Competition of memory, potential-shape and inertial effects on pair-reaction dynamics in water

When described by a one-dimensional reaction coordinate, pair-reaction rates in a solvent depend, in addition to the potential barrier height and the friction coefficient, also on the potential shape, the effective mass and the friction relaxation spectrum, but a rate theory that accurately accounts for all these effects does not exist. We extract all parameters and in particular the friction memory function from molecular dynamics (MD) simulations of two prototypical pair reactions in water, the dissociation of NaCl and of two methane molecules. The memory exhibits multiple time scales and, for NaCl, pronounced oscillatory components.

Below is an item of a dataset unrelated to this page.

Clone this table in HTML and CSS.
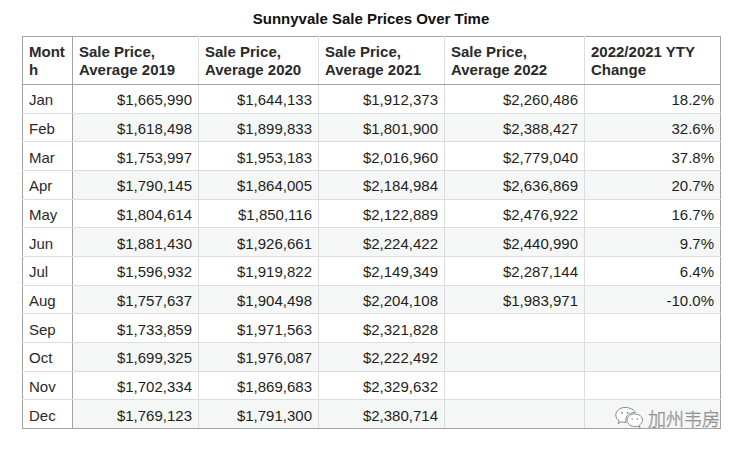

Simulations of the resulting generalized Langevin equation by Markovian embedding techniques accurately reproduce the pair-reaction kinetics from MD simulations and thereby enable us to investigate the relative importance of memory, mass and potential-shape effects. Neglect of memory slows down reactions by roughly a factor of two, neglect of mass accelerates reactions by a similar factor, the harmonic approximation of the potential shape gives rise to acceleration. This partial error cancellation explains why Kramers theory, which neglects memory effects and approximates the potential as a double parabola, describes reaction rates better than more sophisticated theories. In essence, all three effects, friction memory, inertia and the nonharmonic potential shape, are important to quantitatively describe pair-reaction kinetics in water.